Data block:
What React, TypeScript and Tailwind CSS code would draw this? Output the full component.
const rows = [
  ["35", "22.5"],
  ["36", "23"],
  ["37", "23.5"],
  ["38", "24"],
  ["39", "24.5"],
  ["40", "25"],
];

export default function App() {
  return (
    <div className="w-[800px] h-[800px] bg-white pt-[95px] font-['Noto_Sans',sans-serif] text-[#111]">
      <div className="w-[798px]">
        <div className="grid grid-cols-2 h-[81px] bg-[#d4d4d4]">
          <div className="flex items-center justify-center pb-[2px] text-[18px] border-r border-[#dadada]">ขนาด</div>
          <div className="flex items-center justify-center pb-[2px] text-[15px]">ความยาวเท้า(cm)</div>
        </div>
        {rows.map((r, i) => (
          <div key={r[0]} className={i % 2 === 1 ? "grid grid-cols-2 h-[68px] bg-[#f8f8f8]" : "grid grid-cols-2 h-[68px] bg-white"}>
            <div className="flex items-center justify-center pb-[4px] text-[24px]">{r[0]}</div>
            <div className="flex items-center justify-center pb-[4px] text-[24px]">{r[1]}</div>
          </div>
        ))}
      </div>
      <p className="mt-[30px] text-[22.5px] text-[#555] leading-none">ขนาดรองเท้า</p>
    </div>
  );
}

What to work on: Your task is to transcribe the listing above in full, exactly as given.

Correct answer:
What React, TypeScript and Tailwind CSS code would draw this? Output the full component.
const rows = [
  ["35", "22.5"],
  ["36", "23"],
  ["37", "23.5"],
  ["38", "24"],
  ["39", "24.5"],
  ["40", "25"],
];

export default function App() {
  return (
    <div className="w-[800px] h-[800px] bg-white pt-[95px] font-['Noto_Sans',sans-serif] text-[#111]">
      <div className="w-[798px]">
        <div className="grid grid-cols-2 h-[81px] bg-[#d4d4d4]">
          <div className="flex items-center justify-center pb-[2px] text-[18px] border-r border-[#dadada]">ขนาด</div>
          <div className="flex items-center justify-center pb-[2px] text-[15px]">ความยาวเท้า(cm)</div>
        </div>
        {rows.map((r, i) => (
          <div key={r[0]} className={i % 2 === 1 ? "grid grid-cols-2 h-[68px] bg-[#f8f8f8]" : "grid grid-cols-2 h-[68px] bg-white"}>
            <div className="flex items-center justify-center pb-[4px] text-[24px]">{r[0]}</div>
            <div className="flex items-center justify-center pb-[4px] text-[24px]">{r[1]}</div>
          </div>
        ))}
      </div>
      <p className="mt-[30px] text-[22.5px] text-[#555] leading-none">ขนาดรองเท้า</p>
    </div>
  );
}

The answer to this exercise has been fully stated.